The most common symptoms associated with melanoma to look out for are new moles or freckles, or ones that have changed in appearance. As you know your skin best, yours are the most reliable pair of eyes when it comes to noticing any changes. It’s important to be mindful of all moles and freckles on your body and how they change and develop over time including:
- Color: You may notice a change in the color of moles or freckles. Black or two-tone moles are especially concerning.
- Raised moles or freckles: Where otherwise you would see these as being normally flat.
- Size: Freckles or moles that increase in size should be of concern. Those larger than a pencil eraser are most concerning.
- Bleeding or crusting: This could be a sign of an advanced skin cancer.
- A new mole or freckle: With prolonged sun damage it’s common for new moles or freckles to appear.

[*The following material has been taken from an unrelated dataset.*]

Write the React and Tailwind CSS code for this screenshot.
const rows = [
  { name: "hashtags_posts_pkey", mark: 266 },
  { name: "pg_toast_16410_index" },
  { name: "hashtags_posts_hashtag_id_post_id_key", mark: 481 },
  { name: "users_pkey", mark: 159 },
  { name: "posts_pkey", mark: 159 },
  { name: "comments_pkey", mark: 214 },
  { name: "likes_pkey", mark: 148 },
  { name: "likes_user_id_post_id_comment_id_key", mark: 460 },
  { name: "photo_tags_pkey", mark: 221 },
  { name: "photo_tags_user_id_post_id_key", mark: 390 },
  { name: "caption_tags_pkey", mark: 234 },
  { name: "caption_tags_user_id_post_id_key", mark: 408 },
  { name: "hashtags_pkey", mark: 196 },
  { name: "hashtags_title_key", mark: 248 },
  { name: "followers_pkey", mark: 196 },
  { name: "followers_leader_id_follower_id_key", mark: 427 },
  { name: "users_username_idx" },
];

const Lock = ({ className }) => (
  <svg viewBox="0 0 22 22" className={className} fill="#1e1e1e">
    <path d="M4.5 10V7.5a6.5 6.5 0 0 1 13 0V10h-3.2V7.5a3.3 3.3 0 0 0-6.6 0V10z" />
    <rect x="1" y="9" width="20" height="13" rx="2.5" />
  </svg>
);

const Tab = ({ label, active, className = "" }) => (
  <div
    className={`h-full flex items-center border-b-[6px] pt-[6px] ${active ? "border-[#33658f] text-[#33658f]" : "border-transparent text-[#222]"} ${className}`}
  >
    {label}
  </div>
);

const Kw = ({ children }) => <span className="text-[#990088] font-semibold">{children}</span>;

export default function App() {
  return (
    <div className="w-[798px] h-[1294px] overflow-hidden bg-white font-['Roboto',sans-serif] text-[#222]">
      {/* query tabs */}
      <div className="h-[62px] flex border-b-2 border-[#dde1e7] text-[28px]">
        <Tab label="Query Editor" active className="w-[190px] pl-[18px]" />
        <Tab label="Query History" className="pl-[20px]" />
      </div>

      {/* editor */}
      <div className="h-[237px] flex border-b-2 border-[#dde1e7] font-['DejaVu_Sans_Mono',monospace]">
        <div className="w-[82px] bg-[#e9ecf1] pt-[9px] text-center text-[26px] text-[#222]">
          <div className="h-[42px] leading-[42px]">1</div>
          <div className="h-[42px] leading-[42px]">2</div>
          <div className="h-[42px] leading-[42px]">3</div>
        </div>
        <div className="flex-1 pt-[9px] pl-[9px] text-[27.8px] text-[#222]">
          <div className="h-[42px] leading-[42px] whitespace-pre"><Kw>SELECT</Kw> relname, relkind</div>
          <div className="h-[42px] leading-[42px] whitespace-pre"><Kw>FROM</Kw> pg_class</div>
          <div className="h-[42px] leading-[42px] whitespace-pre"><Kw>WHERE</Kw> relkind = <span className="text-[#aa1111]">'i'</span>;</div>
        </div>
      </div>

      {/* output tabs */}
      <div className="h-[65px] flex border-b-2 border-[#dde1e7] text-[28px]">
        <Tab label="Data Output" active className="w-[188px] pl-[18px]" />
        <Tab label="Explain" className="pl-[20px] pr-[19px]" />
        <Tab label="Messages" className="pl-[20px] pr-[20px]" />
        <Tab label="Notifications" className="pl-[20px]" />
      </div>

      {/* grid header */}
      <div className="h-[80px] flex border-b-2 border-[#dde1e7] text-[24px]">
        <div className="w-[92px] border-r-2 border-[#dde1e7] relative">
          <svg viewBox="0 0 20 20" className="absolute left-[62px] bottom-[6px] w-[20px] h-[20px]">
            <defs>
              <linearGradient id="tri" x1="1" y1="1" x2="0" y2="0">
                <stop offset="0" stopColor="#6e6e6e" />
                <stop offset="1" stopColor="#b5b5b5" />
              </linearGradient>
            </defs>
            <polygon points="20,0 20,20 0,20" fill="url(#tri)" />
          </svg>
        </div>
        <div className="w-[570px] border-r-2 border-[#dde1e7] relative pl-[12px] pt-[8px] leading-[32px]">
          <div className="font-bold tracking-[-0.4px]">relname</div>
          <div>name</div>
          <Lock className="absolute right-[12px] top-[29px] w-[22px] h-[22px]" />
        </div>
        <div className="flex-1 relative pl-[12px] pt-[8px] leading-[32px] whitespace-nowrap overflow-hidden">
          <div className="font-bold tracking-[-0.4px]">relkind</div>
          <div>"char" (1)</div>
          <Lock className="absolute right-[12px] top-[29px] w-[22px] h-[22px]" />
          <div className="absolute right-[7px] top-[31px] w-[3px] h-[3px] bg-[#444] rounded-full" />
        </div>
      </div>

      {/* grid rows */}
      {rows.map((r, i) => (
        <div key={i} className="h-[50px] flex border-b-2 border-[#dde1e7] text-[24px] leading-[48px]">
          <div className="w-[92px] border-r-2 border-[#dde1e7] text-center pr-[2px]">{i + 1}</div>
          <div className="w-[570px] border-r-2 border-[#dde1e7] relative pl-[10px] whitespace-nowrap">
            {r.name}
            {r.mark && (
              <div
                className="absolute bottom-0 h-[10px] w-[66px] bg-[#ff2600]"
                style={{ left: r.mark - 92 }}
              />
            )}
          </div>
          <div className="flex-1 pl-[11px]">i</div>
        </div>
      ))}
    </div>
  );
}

You should keep a particularly close eye on these.
- Changes to the border of a mole or freckle: This includes crusting or irregular colors and textures that you would notice as abnormal.
- Itchy: This is not a normal sign of a healthy mole or freckle.
- Odd shape: If you once knew of a round mole that has changed to an oblong or square shape, then it’s worth getting it checked out.
- Tender to touch: If a mole or freckle never bothered you, but now it’s sensitive to touch, it’s time to get it looked at.
If you notice any of these changes in your moles or freckles, then you should set up an appointment with a skin specialist as soon as you can. While melanoma accounts for less than 1% of all skin cancer cancers, it accounts for the majority of skin cancer deaths.
The best way to detect any sign of melanoma is to regularly check your skin, especially for any moles or freckles that have changed appearance. While it’s normal and common to have many moles or freckles, if they aren’t the same as what they used to be, then it’s important to have a skin doctor examine them.
A yearly skin check should be conducted by a trained professional who uses special machines, including mole scan imaging and high tech microscopes. If your doctor is concerned with any areas of skin, he or she will order a biopsy. When conducting a biopsy, a local anesthetic by way of a needle will be used to numb the area where the mole is. Your doctor will then remove a small slice of the mole or freckle and send it off to a laboratory for further investigation.
Research and technology are growing so rapidly in the area of skin cancer, that in the near future computerized detection could be used to diagnose skin cancer.